Migros Bank
- Native name: (in German) Migros Bank (in French) Banque Migros (in Italian) Banca Migros
- Industry: Banking
- Founded: 1958; 68 years ago
- Founder: Gottlieb Duttweiler
- Headquarters: Zurich, Switzerland
- Operating income: 226 million CHF (2015)
- Total assets: 42.2 billion CHF (2015)
- Total equity: 3.4 billion CHF (2015)
- Owner: Federation of Migros Cooperatives
- Number of employees: 1,335
- Website: www.migrosbank.ch

= Migros Bank =

Swiss bank

Migros Bank is a Swiss bank founded in 1958 by Gottlieb Duttweiler and belongs to the Federation of Migros Cooperatives.
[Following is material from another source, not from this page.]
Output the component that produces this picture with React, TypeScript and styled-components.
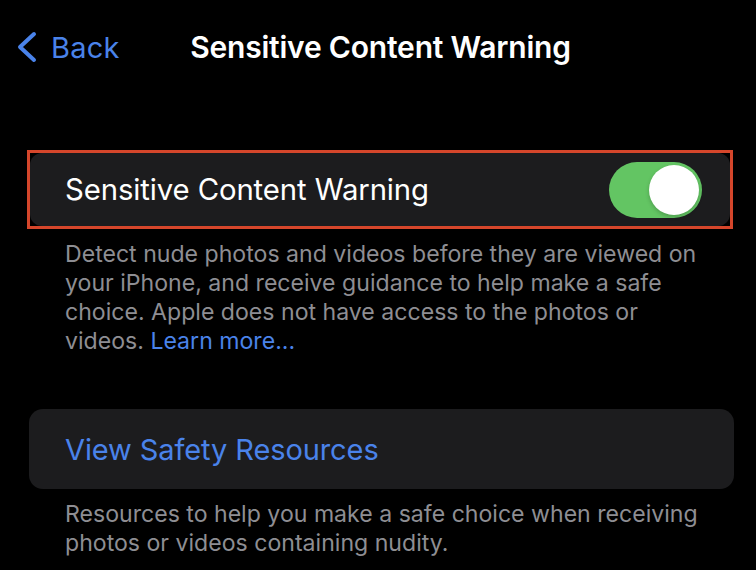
import React from "react";
import styled, { createGlobalStyle } from "styled-components";

const Global = createGlobalStyle`
  html, body { margin: 0; padding: 0; background: #000; }
  body { font-family: Inter, "Noto Sans", "Liberation Sans", sans-serif; -webkit-font-smoothing: antialiased; }
`;

const Screen = styled.div`
  width: 756px;
  height: 570px;
  overflow: hidden;
  background: #000;
  color: #fff;
  display: flex;
  flex-direction: column;
`;

const NavBar = styled.div`
  height: 94px;
  display: grid;
  grid-template-columns: 1fr auto 1fr;
  align-items: center;
  padding: 0 16px;
  box-sizing: border-box;
`;

const BackButton = styled.div`
  display: flex;
  align-items: center;
  gap: 13px;
  color: #4a83ea;
  font-size: 29px;
  letter-spacing: 0.2px;
`;

const Title = styled.div`
  font-size: 30px;
  font-weight: 600;
  letter-spacing: -0.2px;
  padding-left: 5px;
`;

const Highlight = styled.div`
  margin: 56px 23px 0 27px;
  border: 3px solid #d5462b;
  box-sizing: border-box;
  height: 79px;
  display: flex;
`;

const Card = styled.div<{ $radius?: number }>`
  flex: 1;
  background: #1c1c1e;
  border-radius: ${(p) => p.$radius ?? 12}px;
  display: flex;
  align-items: center;
  justify-content: space-between;
  padding: 0 28px 0 35px;
`;

const LinkCard = styled(Card)`
  margin: 53px 22px 0 29px;
  height: 80px;
  flex: none;
  padding-left: 36px;
`;

const RowLabel = styled.div<{ $link?: boolean }>`
  font-size: ${(p) => (p.$link ? 29 : 29.3)}px;
  color: ${(p) => (p.$link ? "#4a83ea" : "#fff")};
  letter-spacing: -0.1px;
`;

const Track = styled.div<{ $on: boolean }>`
  width: 93px;
  height: 56px;
  border-radius: 28px;
  background: ${(p) => (p.$on ? "#63c563" : "#39393d")};
  display: flex;
  align-items: center;
  justify-content: ${(p) => (p.$on ? "flex-end" : "flex-start")};
  padding: 0 3px;
  box-sizing: border-box;
`;

const Knob = styled.div`
  width: 50px;
  height: 50px;
  border-radius: 50%;
  background: #fff;
  box-shadow: 0 2px 4px rgba(0, 0, 0, 0.2);
`;

const Footer = styled.p`
  margin: 11px 50px 0 65px;
  font-size: 23.1px;
  line-height: 29px;
  color: #8e8e93;
  letter-spacing: 0;
`;

const Link = styled.span`
  color: #4a83ea;
`;

const Chevron = () => (
  <svg width="22" height="32" viewBox="0 0 22 32" fill="none">
    <path d="M18 3 L4 16 L18 29" stroke="#4a83ea" strokeWidth="4" strokeLinecap="round" strokeLinejoin="round" />
  </svg>
);

export default function App() {
  return (
    <Screen>
      <Global />
      <NavBar>
        <BackButton>
          <Chevron />
          <span>Back</span>
        </BackButton>
        <Title>Sensitive Content Warning</Title>
        <div />
      </NavBar>
      <Highlight>
        <Card>
          <RowLabel>Sensitive Content Warning</RowLabel>
          <Track $on>
            <Knob />
          </Track>
        </Card>
      </Highlight>
      <Footer>
        Detect nude photos and videos before they are viewed on your iPhone, and receive guidance to help make a safe
        choice. Apple does not have access to the photos or videos. <Link>Learn more...</Link>
      </Footer>
      <LinkCard $radius={14}>
        <RowLabel $link>View Safety Resources</RowLabel>
      </LinkCard>
      <Footer>Resources to help you make a safe choice when receiving photos or videos containing nudity.</Footer>
    </Screen>
  );
}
It has 67 branches in Switzerland (20 new between 2008 and 2016).

In 2015, it has a balance sheet of 42 billion Swiss francs and an income of 226 million.

In April 2020, Migros Bank agreed to pay German justice authorities around 2.4 million euros to settle allegations that it allowed German clients to evade taxes.

In 2022, Migros Bank's Chairman of the board of directors, Fabrice Zumbrunnen, announced that he would be stepping down from his position.